The sameness of the world is the sameness of consciousness. Our shared world is our shared consciousness. The vastness of the universe is the vastness of consciousness. Each finite mind feels that the world is much bigger than itself, and this intuition is true. There is more to the world than an individual mind, but this doesn’t imply that the world is outside consciousness. When a mind experiences the vastness of the universe, it is experiencing a segment of God’s infinite being from its own limited perspective, and it is for this reason that we feel such awe and wonder before nature.
Materialists use the intersubjective agreement – the agreement that individual minds share their experience of the same world – as proof that there is an independently existing world outside consciousness. However, that is just an interpretation. This intersubjective agreement can also be used to assert the opposite point of view, namely that the similarity of everybody’s experience of the world is an inevitable consequence of the shared nature of our minds at their deepest level.
One might argue that it is not possible to choose between these two opposing assertions, both of which use the same evidence – our shared world – as their proof. However, there is a difference between them. The materialist perspective is not grounded in experience. It requires an abstract line of reasoning that presupposes the existence of a reality outside consciousness, although nobody has ever experienced this, nor could they ever experience it. The materialist point of view asserts the reality of that which is never experienced – matter – and denies that which alone is always experienced – consciousness itself. That is the tragedy and the absurdity of the materialist perspective from which humanity is suffering.
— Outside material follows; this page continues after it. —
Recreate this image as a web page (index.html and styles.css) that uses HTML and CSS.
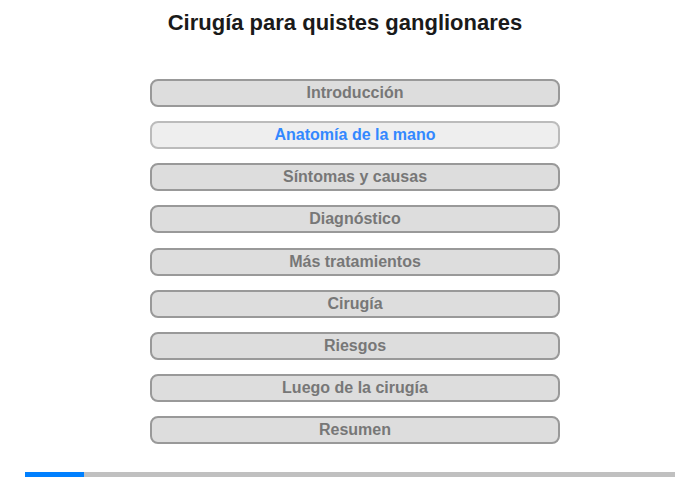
FILE: index.html
```html
<!DOCTYPE html>
<html lang="es">
<head>
<meta charset="utf-8">
<title>Cirugía para quistes ganglionares</title>
<link rel="stylesheet" href="styles.css">
</head>
<body>
<div class="page">
  <h1 class="title">Cirugía para quistes ganglionares</h1>
  <nav class="menu">
    <div class="item">Introducción</div>
    <div class="item active">Anatomía de la mano</div>
    <div class="item">Síntomas y causas</div>
    <div class="item">Diagnóstico</div>
    <div class="item">Más tratamientos</div>
    <div class="item">Cirugía</div>
    <div class="item">Riesgos</div>
    <div class="item">Luego de la cirugía</div>
    <div class="item">Resumen</div>
  </nav>
  <div class="progress"><div class="progress-fill" style="width:59px"></div></div>
</div>
</body>
</html>
```
FILE: styles.css
```css
html, body {
  margin: 0;
  padding: 0;
  background: #fff;
}
.page {
  width: 700px;
  height: 480px;
  font-family: "Liberation Sans", Arial, sans-serif;
  display: flex;
  flex-direction: column;
  align-items: center;
}
.title {
  margin: 10px 10px 0 0;
  font-size: 22px;
  font-weight: bold;
  color: #1a1a1a;
  line-height: 26px;
  height: 26px;
}
.menu {
  margin: 43px 0 0 10px;
  display: flex;
  flex-direction: column;
  gap: 14.125px;
  width: 410px;
}
.item {
  box-sizing: border-box;
  height: 28px;
  border: 2px solid #999;
  border-radius: 8px;
  background: #ddd;
  color: #777;
  font-size: 16px;
  font-weight: bold;
  text-align: center;
  line-height: 24px;
}
.item.active {
  background: #eee;
  border-color: #bbb;
  color: #3388ff;
}
.progress {
  margin-top: 28px;
  width: 650px;
  height: 5px;
  background: #c0c0c0;
}
.progress-fill {
  height: 5px;
  background: #0080ff;
}
```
The second point of view – which is not just the spiritual but also the truly scientific point of view – is in line with our experience and so should trump the materialist perspective, which turns out to be nothing more than a belief and, as such, simply a popular religion. For this reason, the materialist perspective should be sliced out of our contemporary world-view with Occam’s razor* and the laws of physics, as a result, should be upgraded to laws that govern the unfolding of mind rather than the behaviour of matter.
For centuries our culture has been dominated by the materialist view of reality. It is not necessary to point out the devastating effects of this view: the extent of suffering and conflict in society speaks for itself. If the human race still exists in five hundred years’ time, hopefully people will look back on this period of materialism just as we now look back on the theories of a flat earth and a geocentric universe that dominated our world culture for centuries. If humanity does not still exist in five hundred years’ time, it will most likely be because materialism prevailed.
Humanity cannot survive the materialist paradigm. If our species, and countless others, are to survive, we will have to replace the matter model with the consciousness-only model. If we want to build a model of experience, we have to start on solid ground, that is, we have to start with experience. If we build a paradigm starting with a belief, that belief will inform every aspect of the paradigm, and everything that proceeds from it will simply be an expansion of the fundamental assumption contained within it.
Experience must be the ultimate test of reality, and therefore the ultimate science must be the science of experience itself. All there is to experience is mind, and all there is to mind is consciousness. Thus, the ultimate science must be the science of consciousness.
The science of consciousness is consciousness’s knowledge of itself. Consciousness’s knowledge of itself – which is the only knowledge that remains the same at all times, in all circumstances and under all conditions and is, therefore, absolute knowledge or truth – must be the foundation and fountain of all relative knowledge.
A culture that is based upon any other understanding is bound in the end to destroy itself, for the ignorance at its heart – the ignoring of reality – will sooner or later rise up and turn people against themselves, their planet and one another.
* This image is borrowed from Bernardo Kastrup.
* William Shakespeare, A Midsummer Night’s Dream (c. 1597).
* A problem-solving principle attributed to William of Ockham (c. 1287–1347), an English philosopher and theologian. The principle can be interpreted as stating: ‘Among competing hypotheses, the one with the fewest assumptions should be selected.’